A lot of ifs here, of course.
More likely AMD GCN was just both Sony and Microsoft was looking for (Both were looking for complete solution rather that custom design). Low-level API was dev request even before GCN (Timothy Lottes, Johan comes to mind). Mantle help pushed it early, DX12 and Vulkan make it a reality (With games targeting both, mostly DX12). I think Zen will not disappoint
If you think instruction level scheduling is somewhat impacted by DX12.. then you have no idea of you are talking about. NVIDIA simplifying their *instruction* scheduling has zero impact/relevance wrt DX12. The latter impacts GPU *task* scheduling, which is a completely different beast!
The number of completely baseless architectural myths and urban legends constantly repeated in this forum is quite staggering (and frankly sad).
I never said that or saying I'm a uArch guru. You can correct me If I'm that wrong but don't accuse what I didn't say. I said "
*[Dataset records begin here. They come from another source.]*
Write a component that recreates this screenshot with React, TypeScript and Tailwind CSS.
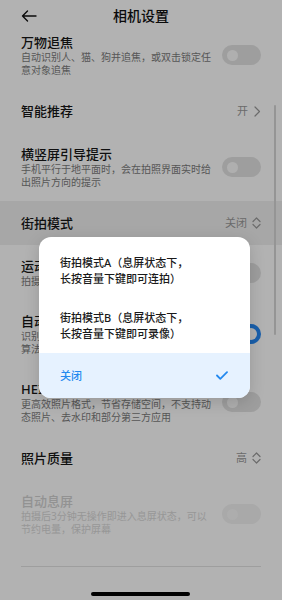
import React from "react";

type Row = {
  title: string;
  sub?: string[];
  right?: "toggle" | "toggleOn" | "toggleDisabled" | "value" | "select";
  value?: string;
  disabled?: boolean;
  active?: boolean;
};

const rows: Row[] = [
  { title: "万物追焦", sub: ["自动识别人、猫、狗并追焦，或双击锁定任", "意对象追焦"], right: "toggle" },
  { title: "智能推荐", right: "value", value: "开" },
  { title: "横竖屏引导提示", sub: ["手机平行于地平面时，会在拍照界面实时给", "出照片方向的提示"], right: "toggle" },
  { title: "街拍模式", right: "select", value: "关闭", active: true },
  { title: "运动抓拍", sub: ["拍摄运动物体时自动提升快门速度"], right: "toggle" },
  { title: "自动场景识别", sub: ["识别夜景、人像等场景，自动调用对应的", "算法优化画质"], right: "toggleOn" },
  { title: "HEIF格式", sub: ["更高效照片格式，节省存储空间，不支持动", "态照片、去水印和部分第三方应用"], right: "toggle" },
  { title: "照片质量", right: "select", value: "高" },
  { title: "自动息屏", sub: ["拍摄后3分钟无操作即进入息屏状态，可以", "节约电量，保护屏幕"], right: "toggleDisabled", disabled: true },
];

function Toggle({ on, disabled }: { on?: boolean; disabled?: boolean }) {
  if (on) {
    return (
      <div className="w-[39px] h-[20px] rounded-full bg-[#2589f5] flex items-center justify-end px-[4px]">
        <div className="w-[12px] h-[12px] rounded-full bg-white" />
      </div>
    );
  }
  return (
    <div
      className={`w-[39px] h-[20px] rounded-full flex items-center px-[5px] ${
        disabled ? "bg-[#f2f2f2]" : "bg-[#e3e3e3]"
      }`}
    >
      <div className={`w-[11px] h-[11px] rounded-full ${disabled ? "bg-[#f8f8f8]" : "bg-[#fbfbfb]"}`} />
    </div>
  );
}

function ChevronRight() {
  return (
    <svg width="7" height="11" viewBox="0 0 7 11" fill="none">
      <path d="M1 1l4.5 4.5L1 10" stroke="#9a9a9a" strokeWidth="1.2" strokeLinecap="round" strokeLinejoin="round" />
    </svg>
  );
}

function UpDown() {
  return (
    <svg width="9" height="12" viewBox="0 0 9 12" fill="none">
      <path d="M1 4.5L4.5 1 8 4.5M1 7.5L4.5 11 8 7.5" stroke="#9a9a9a" strokeWidth="1.2" strokeLinecap="round" strokeLinejoin="round" />
    </svg>
  );
}

function SettingRow({ row }: { row: Row }) {
  return (
    <div
      className={`flex items-center px-[21px] ${row.sub ? "py-3" : "h-[44px]"} ${
        row.active ? "bg-[#efefef]" : ""
      }`}
    >
      <div className="flex-1 min-w-0">
        <div
          className={`text-[13px] leading-[18px] font-medium ${
            row.disabled ? "text-[#d2d2d2]" : "text-[#161616]"
          }`}
        >
          {row.title}
        </div>
        {row.sub &&
          row.sub.map((line) => (
            <div
              key={line}
              className={`text-[10px] leading-[13px] whitespace-nowrap ${
                row.disabled ? "text-[#d8d8d8]" : "text-[#7c7c7c]"
              }`}
            >
              {line}
            </div>
          ))}
      </div>
      {row.right === "toggle" && <Toggle />}
      {row.right === "toggleOn" && <Toggle on />}
      {row.right === "toggleDisabled" && <Toggle disabled />}
      {row.right === "value" && (
        <div className="flex items-center gap-[6px] text-[11px] text-[#999]">
          <span>{row.value}</span>
          <ChevronRight />
        </div>
      )}
      {row.right === "select" && (
        <div className="flex items-center gap-[5px] text-[11px] text-[#999]">
          <span>{row.value}</span>
          <UpDown />
        </div>
      )}
    </div>
  );
}

export default function App() {
  return (
    <div
      className="relative w-[282px] h-[600px] overflow-hidden bg-white flex flex-col"
      style={{ fontFamily: '"Noto Sans", "Noto Sans CJK SC", sans-serif' }}
    >
      {/* header */}
      <div className="h-[37px] shrink-0 bg-white flex items-start pt-[6px] px-[21px]">
        <svg width="16" height="12" viewBox="0 0 16 12" fill="none" className="mt-[4px]">
          <path d="M15 6H1.5M6.5 1L1.5 6l5 5" stroke="#111" strokeWidth="1.4" strokeLinecap="round" strokeLinejoin="round" />
        </svg>
        <div className="flex-1 text-center text-[14px] leading-[20px] font-medium text-[#111] pr-[16px]">相机设置</div>
      </div>

      {/* list, scrolled a little */}
      <div className="flex-1 overflow-hidden">
        <div className="-mt-[16px]">
          {rows.map((r) => (
            <SettingRow key={r.title} row={r} />
          ))}
          <div className="mt-[18px] mx-[21px] h-px bg-[#e3e3e3]" />
        </div>
      </div>

      {/* scroll indicator */}
      <div className="absolute right-[6px] top-[105px] w-[2px] h-[230px] rounded-full bg-[#d6d6d6]" />

      {/* home indicator */}
      <div className="absolute bottom-[4px] left-[91px] w-[99px] h-[4px] rounded-full bg-black" />

      {/* scrim */}
      <div className="absolute inset-0 bg-black/30" />

      {/* dropdown */}
      <div className="absolute top-[237px] left-[39px] w-[211px] rounded-[12px] bg-white overflow-hidden shadow-[0_4px_16px_rgba(0,0,0,0.15)] text-[11px] leading-[16px] font-medium text-[#1a1a1a]">
        <div className="px-[21px] pt-[18px] pb-[11px]">
          <div>街拍模式A（息屏状态下，</div>
          <div>长按音量下键即可连拍）</div>
        </div>
        <div className="px-[21px] pt-[12px] pb-[11px]">
          <div>街拍模式B（息屏状态下，</div>
          <div>长按音量下键即可录像）</div>
        </div>
        <div className="h-[45px] bg-[#e6f2ff] flex items-center justify-between pl-[21px] pr-[22px] text-[#2389ef]">
          <span>关闭</span>
          <svg width="12" height="9" viewBox="0 0 12 9" fill="none">
            <path d="M1 4.5L4.3 7.8 11 1.2" stroke="#2389ef" strokeWidth="1.8" strokeLinecap="round" strokeLinejoin="round" />
          </svg>
        </div>
      </div>
    </div>
  );
}
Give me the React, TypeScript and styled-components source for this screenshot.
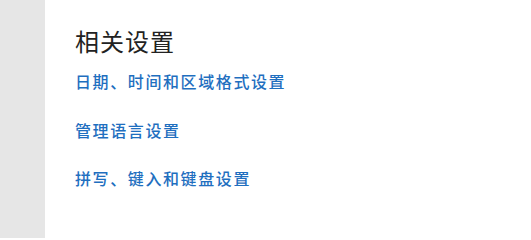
import styled, { createGlobalStyle } from "styled-components";

const GlobalStyle = createGlobalStyle`
  html, body {
    margin: 0;
    padding: 0;
    background: #ffffff;
  }
  #root {
    height: 238px;
  }
`;

const links = ["日期、时间和区域格式设置", "管理语言设置", "拼写、键入和键盘设置"];

export default function App() {
  return (
    <>
      <GlobalStyle />
      <Page>
        <NavStrip />
        <Content>
          <Heading>相关设置</Heading>
          <LinkList>
            {links.map((text) => (
              <SettingLink key={text} href="#">
                {text}
              </SettingLink>
            ))}
          </LinkList>
        </Content>
      </Page>
    </>
  );
}

const Page = styled.div`
  display: flex;
  width: 531px;
  height: 238px;
  background: #ffffff;
  font-family: "Noto Sans CJK SC", "Noto Sans", sans-serif;
`;

const NavStrip = styled.div`
  width: 45px;
  flex: none;
  background: #e6e6e6;
`;

const Content = styled.div`
  display: flex;
  flex-direction: column;
  padding: 26px 0 0 30px;
`;

const Heading = styled.h2`
  margin: 0;
  font-size: 24px;
  font-weight: 400;
  line-height: 30px;
  letter-spacing: 1px;
  color: #222222;
`;

const LinkList = styled.div`
  display: flex;
  flex-direction: column;
  gap: 26.5px;
  margin-top: 14px;
`;

const SettingLink = styled.a`
  display: block;
  font-size: 16px;
  font-weight: 500;
  line-height: 22px;
  letter-spacing: 1.6px;
  color: #1f6fbf;
  text-decoration: none;
`;
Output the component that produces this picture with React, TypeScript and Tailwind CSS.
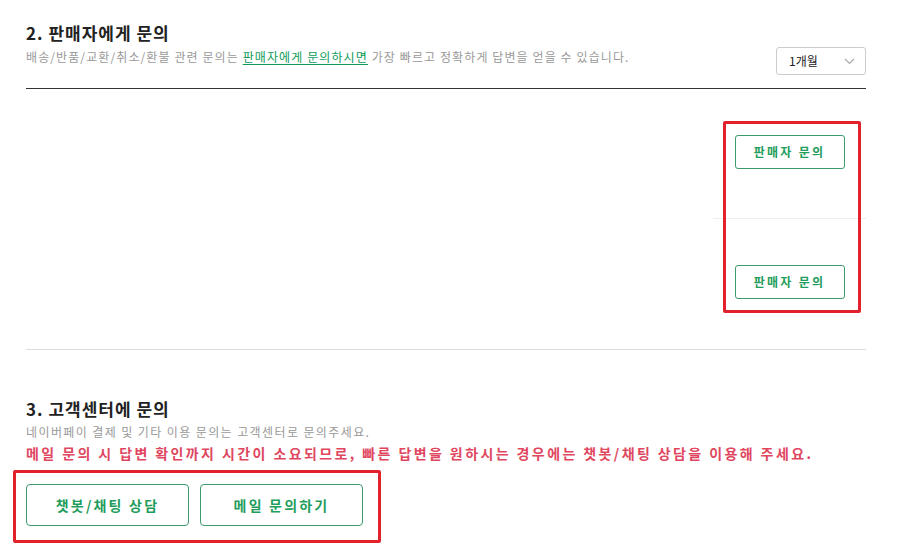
import React from 'react';

const font = { fontFamily: '"Noto Sans CJK KR", "Noto Sans", sans-serif' };

function SellerButton() {
  return (
    <button className="w-[110px] h-[34px] border border-[#3c9a6c] rounded-[3px] bg-white text-[12px] font-bold text-[#1f9d5c] tracking-[2.3px]">
      판매자 문의
    </button>
  );
}

function Row({ line }: { line?: boolean }) {
  return (
    <div className="flex h-[130px]">
      <div className="flex-1" />
      <div className={`w-[153px] flex justify-center pt-[46px] ${line ? 'border-b border-[#eee]' : ''}`}>
        <SellerButton />
      </div>
    </div>
  );
}

export default function App() {
  return (
    <div className="relative w-[897px] h-[560px] overflow-hidden bg-white pl-[26px] pr-[31px] pt-[21px]" style={font}>
      {/* 2. 판매자에게 문의 */}
      <h2 className="text-[17px] font-bold leading-[24px] text-[#222] tracking-[1px]">2. 판매자에게 문의</h2>
      <div className="flex items-start justify-between mt-[2px] h-[42px] border-b border-[#333]">
        <p className="text-[12px] leading-[20px] text-[#999] tracking-[1.1px]">
          배송/반품/교환/취소/환불 관련 문의는{' '}
          <a className="text-[#0e9b5a] underline underline-offset-2">판매자에게 문의하시면</a> 가장 빠르고 정확하게 답변을 얻을 수 있습니다.
        </p>
        <div className="w-[90px] h-[28px] border border-[#ccc] rounded-[3px] flex items-center justify-between pl-[12px] pr-[10px]">
          <span className="text-[12px] text-[#222]">1개월</span>
          <svg width="11" height="7" viewBox="0 0 11 7" fill="none">
            <path d="M1 1l4.5 4.5L10 1" stroke="#aaa" strokeWidth="1.2" />
          </svg>
        </div>
      </div>
      <div className="border-b border-[#ddd]">
        <Row line />
        <Row />
      </div>

      {/* 3. 고객센터에 문의 */}
      <h2 className="mt-[47px] text-[17px] font-bold leading-[24px] text-[#222] tracking-[1px]">3. 고객센터에 문의</h2>
      <p className="mt-[1px] text-[12px] leading-[20px] text-[#999] tracking-[1.4px]">네이버페이 결제 및 기타 이용 문의는 고객센터로 문의주세요.</p>
      <p className="text-[14px] font-bold leading-[22px] text-[#e0475f] tracking-[2.4px] whitespace-nowrap">
        메일 문의 시 답변 확인까지 시간이 소요되므로, 빠른 답변을 원하시는 경우에는 챗봇/채팅 상담을 이용해 주세요.
      </p>
      <div className="flex gap-[11px] mt-[20px]">
        <button className="w-[163px] h-[42px] border border-[#3c9a6c] rounded-[4px] bg-white text-[14px] font-bold text-[#1f9d5c] tracking-[2.2px]">
          챗봇/채팅 상담
        </button>
        <button className="w-[163px] h-[42px] border border-[#3c9a6c] rounded-[4px] bg-white text-[14px] font-bold text-[#1f9d5c] tracking-[2.2px]">
          메일 문의하기
        </button>
      </div>

      {/* annotation boxes */}
      <div className="absolute left-[723px] top-[121px] w-[138px] h-[192px] border-[3px] border-[#e1222c] rounded-[2px]" />
      <div className="absolute left-[13px] top-[470px] w-[368px] h-[73px] border-[3px] border-[#e1222c] rounded-[2px]" />
    </div>
  );
}
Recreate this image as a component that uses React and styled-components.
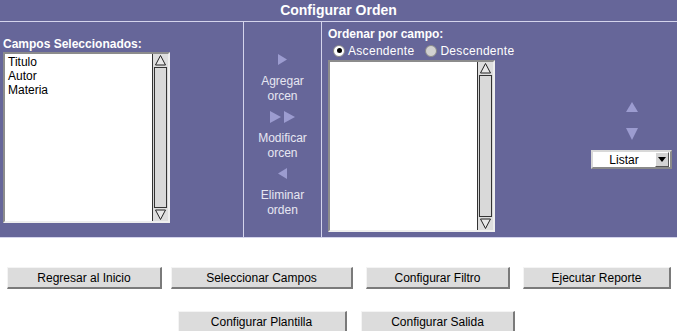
import React from 'react';
import styled, { createGlobalStyle } from 'styled-components';

const GlobalStyle = createGlobalStyle`
  html, body {
    margin: 0;
    padding: 0;
    background: #ffffff;
    font-family: "Liberation Sans", Arial, sans-serif;
    font-size: 12px;
  }
`;

const Panel = styled.div`
  background-color: #666699;
  border-bottom: 1px solid #d4d4ec;
`;

const Header = styled.div`
  height: 21px;
  line-height: 20px;
  border-bottom: 1px solid #d4d4ec;
  color: #ffffff;
  font-weight: bold;
  font-size: 14px;
  text-align: center;
`;

const Body = styled.div`
  display: grid;
  grid-template-columns: 244px 78px 1fr;
  height: 215px;
`;

const Column = styled.div`
  display: flex;
  flex-direction: column;
  justify-content: center;
  padding-left: ${(p) => p.$pad || 0}px;
  border-right: ${(p) => (p.$divider ? '1px solid #d4d4ec' : 'none')};
`;

const Label = styled.div`
  color: #ffffff;
  font-weight: bold;
  font-size: 12px;
  line-height: 14px;
  margin-bottom: ${(p) => p.$gap || 0}px;
`;

const ListBox = styled.div`
  display: flex;
  width: ${(p) => p.$w}px;
  height: ${(p) => p.$h}px;
  box-sizing: border-box;
  border-top: 2px solid #8c8c8c;
  border-left: 2px solid #8c8c8c;
  border-right: 2px solid #eeeeee;
  border-bottom: 2px solid #eeeeee;
  background: #ffffff;
`;

const Items = styled.div`
  flex: 1;
  padding: 1px 0 0 3px;
  color: #000000;
  font-size: 12px;
  line-height: 14px;
`;

const ScrollBar = styled.div`
  width: 15px;
  display: flex;
  flex-direction: column;
  background: #d6d6d6;
  border-left: 1px solid #333333;
`;

const ScrollButton = styled.div`
  height: 13px;
  display: flex;
  align-items: center;
  justify-content: center;
  background: #dedede;
`;

const Thumb = styled.div`
  flex: 1;
  margin: 0 1px;
  border: 1px solid #333333;
  background: #d9d9d9;
`;

const Actions = styled.div`
  display: flex;
  flex-direction: column;
  align-items: center;
  justify-content: center;
  padding-top: 12px;
  color: #e6e6f2;
  font-size: 12px;
  line-height: 15px;
  text-align: center;
`;

const Action = styled.div`
  display: flex;
  flex-direction: column;
  align-items: center;
  margin-bottom: ${(p) => (p.$last ? 0 : 7)}px;
`;

const ArrowIcon = styled.svg`
  display: block;
  margin-bottom: 8px;
`;

const RightArea = styled.div`
  display: flex;
  align-items: center;
`;

const SortBlock = styled.div`
  display: flex;
  flex-direction: column;
  padding-left: 6px;
`;

const RadioRow = styled.div`
  display: flex;
  align-items: center;
  height: 19px;
  color: #ffffff;
  font-size: 12px;
  letter-spacing: 0.3px;
`;

const RadioItem = styled.label`
  display: flex;
  align-items: center;
  gap: 3px;
  margin-left: ${(p) => (p.$first ? 5 : 11)}px;
`;

const RadioDot = styled.span`
  width: 12px;
  height: 12px;
  border-radius: 50%;
  box-sizing: border-box;
  background: ${(p) => (p.$on ? '#ffffff' : '#d0d0d0')};
  border: 1px solid #888;
  display: flex;
  align-items: center;
  justify-content: center;
  &::after {
    content: '';
    width: 5px;
    height: 5px;
    border-radius: 50%;
    background: ${(p) => (p.$on ? '#000000' : 'transparent')};
  }
`;

const MoveGroup = styled.div`
  margin-left: auto;
  margin-right: 5px;
  width: 81px;
  display: flex;
  flex-direction: column;
  align-items: center;
  padding-top: 12px;
`;

const Select = styled.div`
  margin-top: 10px;
  width: 81px;
  height: 19px;
  box-sizing: border-box;
  display: flex;
  align-items: center;
  background: #ffffff;
  border-top: 2px solid #d8d8d8;
  border-left: 2px solid #d8d8d8;
  border-right: 2px solid #8a8a8a;
  border-bottom: 2px solid #8a8a8a;
`;

const SelectText = styled.span`
  flex: 1;
  text-align: center;
  font-size: 12px;
  color: #000;
`;

const SelectButton = styled.span`
  width: 12px;
  height: 13px;
  margin-right: 1px;
  display: flex;
  align-items: center;
  justify-content: center;
  background: #d4d4d4;
  border-top: 1px solid #fff;
  border-left: 1px solid #fff;
  border-right: 1px solid #555;
  border-bottom: 1px solid #555;
`;

const ButtonGrid = styled.div`
  display: grid;
  grid-template-columns: 169px 186px 166px 152px;
  justify-items: center;
  row-gap: 22px;
  padding-top: 29px;
`;

const NavButton = styled.button`
  grid-column: ${(p) => p.$col};
  width: ${(p) => p.$w}px;
  height: 22px;
  padding: 0;
  box-sizing: border-box;
  background: #dcdcdc;
  border-top: 1px solid #f4f4f4;
  border-left: 1px solid #f4f4f4;
  border-right: 2px solid #7a7a7a;
  border-bottom: 2px solid #7a7a7a;
  font-family: "Liberation Sans", Arial, sans-serif;
  font-size: 12px;
  color: #000;
  cursor: pointer;
`;

const ARROW = '#9c9cd0';

function Tri({ dir }) {
  const pts = {
    right: '0,0 9,5.5 0,11',
    left: '9,0 0,5.5 9,11',
  };
  return (
    <ArrowIcon width="9" height="12" viewBox="0 0 9 12">
      <polygon points={pts[dir]} fill={ARROW} />
    </ArrowIcon>
  );
}

function DoubleRight() {
  return (
    <ArrowIcon width="26" height="12" viewBox="0 0 26 12">
      <polygon points="0,0 11,6 0,12" fill={ARROW} />
      <polygon points="14,0 25,6 14,12" fill={ARROW} />
    </ArrowIcon>
  );
}

function Scroll() {
  return (
    <ScrollBar>
      <ScrollButton>
        <svg width="11" height="11" viewBox="0 0 11 11">
          <polygon points="5.5,0.5 10.5,10 0.5,10" fill="#e8e8e8" stroke="#222" strokeWidth="1" />
        </svg>
      </ScrollButton>
      <Thumb />
      <ScrollButton>
        <svg width="11" height="11" viewBox="0 0 11 11">
          <polygon points="0.5,1 10.5,1 5.5,10.5" fill="#e8e8e8" stroke="#222" strokeWidth="1" />
        </svg>
      </ScrollButton>
    </ScrollBar>
  );
}

function App() {
  return (
    <>
      <GlobalStyle />
      <Panel>
        <Header>Configurar Orden</Header>
        <Body>
          <Column $divider $pad={3}>
            <Label $gap={1}>Campos Seleccionados:</Label>
            <ListBox $w={167} $h={171}>
              <Items>
                <div>Titulo</div>
                <div>Autor</div>
                <div>Materia</div>
              </Items>
              <Scroll />
            </ListBox>
          </Column>
          <Column $divider>
            <Actions>
              <Action>
                <Tri dir="right" />
                <div>Agregar<br />orcen</div>
              </Action>
              <Action>
                <DoubleRight />
                <div>Modificar<br />orcen</div>
              </Action>
              <Action $last>
                <Tri dir="left" />
                <div>Eliminar<br />orden</div>
              </Action>
            </Actions>
          </Column>
          <RightArea>
            <SortBlock>
              <Label>Ordenar por campo:</Label>
              <RadioRow>
                <RadioItem $first><RadioDot $on />Ascendente</RadioItem>
                <RadioItem><RadioDot />Descendente</RadioItem>
              </RadioRow>
              <ListBox $w={167} $h={172}>
                <Items />
                <Scroll />
              </ListBox>
            </SortBlock>
            <MoveGroup>
              <svg width="12" height="10" viewBox="0 0 12 10">
                <polygon points="6,0 12,10 0,10" fill={ARROW} />
              </svg>
              <svg width="12" height="12" viewBox="0 0 12 12" style={{ marginTop: 16 }}>
                <polygon points="0,0 12,0 6,12" fill={ARROW} />
              </svg>
              <Select>
                <SelectText>Listar</SelectText>
                <SelectButton>
                  <svg width="8" height="5" viewBox="0 0 8 5">
                    <polygon points="0,0 8,0 4,5" fill="#000" />
                  </svg>
                </SelectButton>
              </Select>
            </MoveGroup>
          </RightArea>
        </Body>
      </Panel>
      <ButtonGrid>
        <NavButton $col={1} $w={155}>Regresar al Inicio</NavButton>
        <NavButton $col={2} $w={182}>Seleccionar Campos</NavButton>
        <NavButton $col={3} $w={144}>Configurar Filtro</NavButton>
        <NavButton $col={4} $w={148}>Ejecutar Reporte</NavButton>
        <NavButton $col={2} $w={169}>Configurar Plantilla</NavButton>
        <NavButton $col={3} $w={154}>Configurar Salida</NavButton>
      </ButtonGrid>
    </>
  );
}

export default App;
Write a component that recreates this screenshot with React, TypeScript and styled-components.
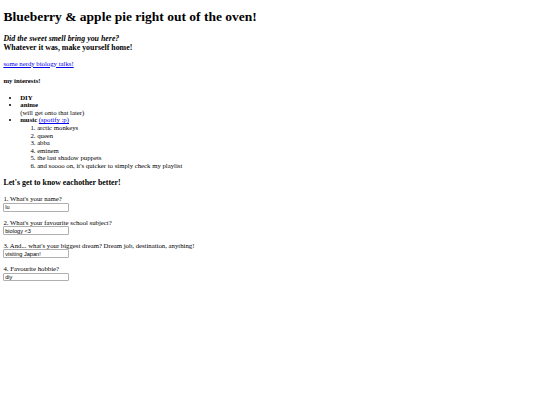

Instructions is fixed so can be serialized and mapped well to a SM" and frankly scheduling does impact performance on DX12. Ryan said it himself NV scheduling decision could have backfire and DX12 show that. In-order vs Out-of-Order. Static vs Real-time.
The number of completely baseless fanboy accusation and urban legends constantly repeated in this forum is quite staggering (and frankly much more sad I'm afraid)
The architecture differences allowed nvidia to sell smaller, cheaper chips at higher prices.
Just because dx12 allows gcn to perform more similar to equally sized nvidia cards doesn't mean the architecture was a great forward looking idea.
I'm probably going to upgrade to polaris, but because of price/performance and freesync, not because I expect magical dx12 gains.
Actually with DX12 GCN can compete with NV head on. But only on DX12. On DX11 it's lackluster because It can't make itself busy long enough for more work to come. For example, Fury should have bury 980 Ti but because it is so wide, it can't. I'm not saying GCN is that good. But it's still very good.